**GIVEN INFORMATION:**
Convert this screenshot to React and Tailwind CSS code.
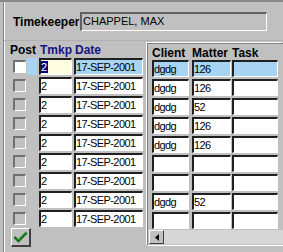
import React from 'react';

const rows = [
  { client: 'dgdg', matter: '126' },
  { client: 'dgdg', matter: '126' },
  { client: 'dgdg', matter: '52' },
  { client: 'dgdg', matter: '126' },
  { client: 'dgdg', matter: '126' },
  { client: '', matter: '' },
  { client: '', matter: '' },
  { client: 'dgdg', matter: '52' },
  { client: '', matter: '' },
];

const cell =
  'h-[17px] border-t-2 border-l-2 border-b border-r border-t-[#202020] border-l-[#202020] border-b-white border-r-white text-[11px] leading-[14px] tracking-[-0.6px] whitespace-nowrap overflow-hidden';

function Cell({ w, bg = 'bg-white', children }) {
  return <div className={`${cell} ${w} ${bg}`}>{children}</div>;
}

export default function App() {
  return (
    <div className="w-[283px] h-[252px] overflow-hidden bg-[#c0c0c0] border-t-2 border-[#8a8a8a] font-['Liberation_Sans',Arial,sans-serif] text-black">
      <div className="ml-[3px] h-full border-l border-[#808080] shadow-[inset_1px_0_0_#ffffff] flex flex-col">
        {/* timekeeper */}
        <div className="flex items-center mt-[10px] pl-[9px]">
          <span className="w-[67px] text-[12px] font-bold leading-[14px]">Timekeeper</span>
          <div className="w-[187px] h-[19px] border-t-2 border-l-2 border-b border-r border-t-[#606060] border-l-[#606060] border-b-white border-r-white text-[11px] leading-[15px] pl-[1px]">
            CHAPPEL, MAX
          </div>
        </div>
        <div className="mt-[9px] h-px bg-[#b0b0b0]" />

        <div className="flex flex-1">
          {/* left part */}
          <div className="w-[143px] flex flex-col pt-[2px]">
            <div className="flex text-[12px] font-bold leading-[14px]">
              <span className="w-[36px] pl-[6px]">Post</span>
              <span className="w-[35px] text-[#141482]">Tmkp</span>
              <span className="text-[#141482]">Date</span>
            </div>
            <div className="mt-[1px] flex flex-col gap-[2px]">
              {rows.map((r, i) => (
                <div key={i} className="flex h-[17px]">
                  <div className="w-[35px] flex items-center">
                    <div
                      className={`ml-[9px] w-[13px] h-[13px] border-t-2 border-l-2 border-b border-r border-t-[#707070] border-l-[#707070] border-b-white border-r-white ${
                        i === 0 ? 'bg-white' : 'bg-[#c0c0c0]'
                      }`}
                    />
                    {i === 0 && <div className="ml-[1px] w-[10px] h-[17px] bg-[#a6d4f2]" />}
                  </div>
                  <Cell w="w-[33px]" bg={i === 0 ? 'bg-[#fffde0]' : 'bg-white'}>
                    {i === 0 ? <span className="bg-[#000080] text-white pr-[1px]">2</span> : '2'}
                  </Cell>
                  <div className="w-[2px]" />
                  <Cell w="w-[69px]" bg={i === 0 ? 'bg-[#a6d4f2]' : 'bg-white'}>
                    17-SEP-2001
                  </Cell>
                </div>
              ))}
            </div>
            <button className="mt-[1px] ml-[7px] w-[20px] h-[19px] flex items-center justify-center border-t border-l border-b-2 border-r-2 border-t-white border-l-white border-b-[#404040] border-r-[#404040] bg-[#c0c0c0]">
              <svg width="15" height="12" viewBox="0 0 15 12">
                <polyline points="1.5,6 5.5,10 13.5,1.5" fill="none" stroke="#0f6a0f" strokeWidth="2.6" />
                <polyline points="2,5.5 5.5,9 13,1" fill="none" stroke="#3da83d" strokeWidth="1" />
              </svg>
            </button>
          </div>

          {/* right panel */}
          <div className="mt-[2px] mb-[6px] flex-1 border-l border-t border-[#808080] shadow-[-1px_-1px_0_#ffffff] border-b border-b-white flex flex-col">
            <div className="pt-[2px] pl-[4px] flex text-[12px] font-bold leading-[14px]">
              <span className="w-[40px]">Client</span>
              <span className="w-[40px]">Matter</span>
              <span>Task</span>
            </div>
            <div className="pl-[4px] flex flex-col gap-[2px]">
              {rows.map((r, i) => {
                const bg = i === 0 ? 'bg-[#a6d4f2]' : 'bg-white';
                return (
                  <div key={i} className="flex">
                    <Cell w="w-[37px]" bg={bg}>{r.client}</Cell>
                    <div className="w-[3px]" />
                    <Cell w="w-[39px]" bg={bg}>{r.matter}</Cell>
                    <div className="w-[1px]" />
                    <Cell w="w-[46px]" bg={bg}>{''}</Cell>
                  </div>
                );
              })}
            </div>
            <div className="mt-[1px] ml-[1px] h-[14px] flex bg-[#d6d6d6]">
              <div className="w-[15px] h-[14px] flex items-center justify-center border-t border-l border-b border-r border-t-white border-l-white border-b-[#404040] border-r-[#404040] bg-[#c0c0c0]">
                <svg width="4" height="7" viewBox="0 0 4 7">
                  <polygon points="4,0 0,3.5 4,7" fill="#000" />
                </svg>
              </div>
            </div>
          </div>
        </div>
      </div>
    </div>
  );
}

**BRIEF:** All of the material above needs to be restated exactly, with no pictures.

**ANSWER:**
Convert this screenshot to React and Tailwind CSS code.
import React from 'react';

const rows = [
  { client: 'dgdg', matter: '126' },
  { client: 'dgdg', matter: '126' },
  { client: 'dgdg', matter: '52' },
  { client: 'dgdg', matter: '126' },
  { client: 'dgdg', matter: '126' },
  { client: '', matter: '' },
  { client: '', matter: '' },
  { client: 'dgdg', matter: '52' },
  { client: '', matter: '' },
];

const cell =
  'h-[17px] border-t-2 border-l-2 border-b border-r border-t-[#202020] border-l-[#202020] border-b-white border-r-white text-[11px] leading-[14px] tracking-[-0.6px] whitespace-nowrap overflow-hidden';

function Cell({ w, bg = 'bg-white', children }) {
  return <div className={`${cell} ${w} ${bg}`}>{children}</div>;
}

export default function App() {
  return (
    <div className="w-[283px] h-[252px] overflow-hidden bg-[#c0c0c0] border-t-2 border-[#8a8a8a] font-['Liberation_Sans',Arial,sans-serif] text-black">
      <div className="ml-[3px] h-full border-l border-[#808080] shadow-[inset_1px_0_0_#ffffff] flex flex-col">
        {/* timekeeper */}
        <div className="flex items-center mt-[10px] pl-[9px]">
          <span className="w-[67px] text-[12px] font-bold leading-[14px]">Timekeeper</span>
          <div className="w-[187px] h-[19px] border-t-2 border-l-2 border-b border-r border-t-[#606060] border-l-[#606060] border-b-white border-r-white text-[11px] leading-[15px] pl-[1px]">
            CHAPPEL, MAX
          </div>
        </div>
        <div className="mt-[9px] h-px bg-[#b0b0b0]" />

        <div className="flex flex-1">
          {/* left part */}
          <div className="w-[143px] flex flex-col pt-[2px]">
            <div className="flex text-[12px] font-bold leading-[14px]">
              <span className="w-[36px] pl-[6px]">Post</span>
              <span className="w-[35px] text-[#141482]">Tmkp</span>
              <span className="text-[#141482]">Date</span>
            </div>
            <div className="mt-[1px] flex flex-col gap-[2px]">
              {rows.map((r, i) => (
                <div key={i} className="flex h-[17px]">
                  <div className="w-[35px] flex items-center">
                    <div
                      className={`ml-[9px] w-[13px] h-[13px] border-t-2 border-l-2 border-b border-r border-t-[#707070] border-l-[#707070] border-b-white border-r-white ${
                        i === 0 ? 'bg-white' : 'bg-[#c0c0c0]'
                      }`}
                    />
                    {i === 0 && <div className="ml-[1px] w-[10px] h-[17px] bg-[#a6d4f2]" />}
                  </div>
                  <Cell w="w-[33px]" bg={i === 0 ? 'bg-[#fffde0]' : 'bg-white'}>
                    {i === 0 ? <span className="bg-[#000080] text-white pr-[1px]">2</span> : '2'}
                  </Cell>
                  <div className="w-[2px]" />
                  <Cell w="w-[69px]" bg={i === 0 ? 'bg-[#a6d4f2]' : 'bg-white'}>
                    17-SEP-2001
                  </Cell>
                </div>
              ))}
            </div>
            <button className="mt-[1px] ml-[7px] w-[20px] h-[19px] flex items-center justify-center border-t border-l border-b-2 border-r-2 border-t-white border-l-white border-b-[#404040] border-r-[#404040] bg-[#c0c0c0]">
              <svg width="15" height="12" viewBox="0 0 15 12">
                <polyline points="1.5,6 5.5,10 13.5,1.5" fill="none" stroke="#0f6a0f" strokeWidth="2.6" />
                <polyline points="2,5.5 5.5,9 13,1" fill="none" stroke="#3da83d" strokeWidth="1" />
              </svg>
            </button>
          </div>

          {/* right panel */}
          <div className="mt-[2px] mb-[6px] flex-1 border-l border-t border-[#808080] shadow-[-1px_-1px_0_#ffffff] border-b border-b-white flex flex-col">
            <div className="pt-[2px] pl-[4px] flex text-[12px] font-bold leading-[14px]">
              <span className="w-[40px]">Client</span>
              <span className="w-[40px]">Matter</span>
              <span>Task</span>
            </div>
            <div className="pl-[4px] flex flex-col gap-[2px]">
              {rows.map((r, i) => {
                const bg = i === 0 ? 'bg-[#a6d4f2]' : 'bg-white';
                return (
                  <div key={i} className="flex">
                    <Cell w="w-[37px]" bg={bg}>{r.client}</Cell>
                    <div className="w-[3px]" />
                    <Cell w="w-[39px]" bg={bg}>{r.matter}</Cell>
                    <div className="w-[1px]" />
                    <Cell w="w-[46px]" bg={bg}>{''}</Cell>
                  </div>
                );
              })}
            </div>
            <div className="mt-[1px] ml-[1px] h-[14px] flex bg-[#d6d6d6]">
              <div className="w-[15px] h-[14px] flex items-center justify-center border-t border-l border-b border-r border-t-white border-l-white border-b-[#404040] border-r-[#404040] bg-[#c0c0c0]">
                <svg width="4" height="7" viewBox="0 0 4 7">
                  <polygon points="4,0 0,3.5 4,7" fill="#000" />
                </svg>
              </div>
            </div>
          </div>
        </div>
      </div>
    </div>
  );
}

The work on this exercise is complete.